As for their relationship after the Olympics, Long’s family saw no evidence for there being a correspondence, but admittedly they couldn’t entirely rule out the possibility of there being one either. It’s more likely as was described in Schaap’s book, that the two men went back to the Olympic village area, had a good long visit, and then went their separate ways. Whether or not they remained friends and corresponded afterwards is difficult to verify. It comes down to whether or not you think Owens was embellishing, which he more than likely was.
The whole deathbed request portion of the story is just pure Hollywood bullshit. It never happened.

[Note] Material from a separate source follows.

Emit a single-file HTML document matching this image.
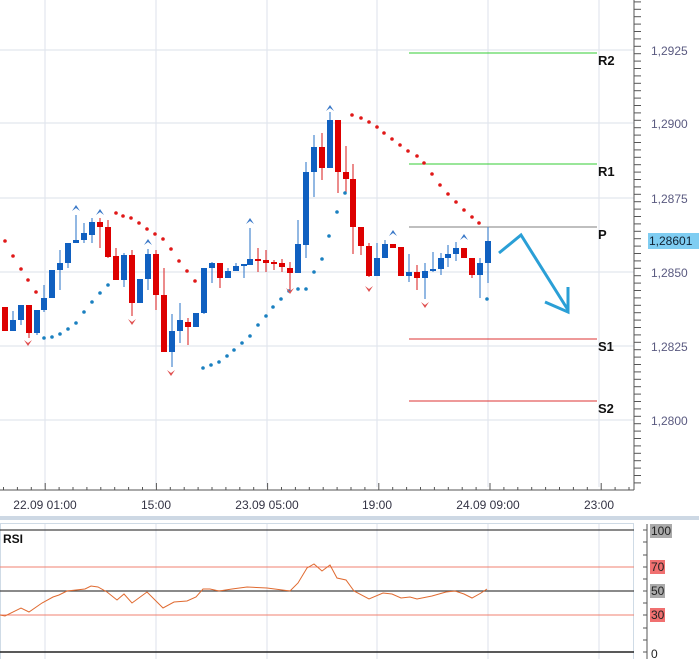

Owens’ victories, at the 1936 Berlin Olympics and Long’s part in that story is one that coaches, teachers, sportscasters, and pop historians would trot out as a tale of the overcoming of racial divides, the power of sports, and the power of good sportsmanship. Whatever the inconsistencies, the verifiable facts of the story need no further embellishment to be meaningful and notable. Indeed Owens’ performance at the Games was a bitter bit of schnitzel for the Nazis to swallow because he, a black American, ended up beating the “superior” white athletes of Germany to win four gold medals in the 100m, 200m, 4×100 relay, and the long jump. The situation was made awkward when the German athlete Long did something that no dyed-in-the-wool Nazi would ever do. He ran up to Owens after the American’s record-breaking jump, shook Owens’ hand gleefully and put his arm on Owens’ shoulder like they were old pals. The two athletes than walked off together right in front of the box where a stewing Hitler was sitting and looking on. It was one of the finest examples of good sportsmanship the Olympics has ever seen. And for his part in it, Luz Long will always be remembered as one of the greatest sportsmen the world has ever known.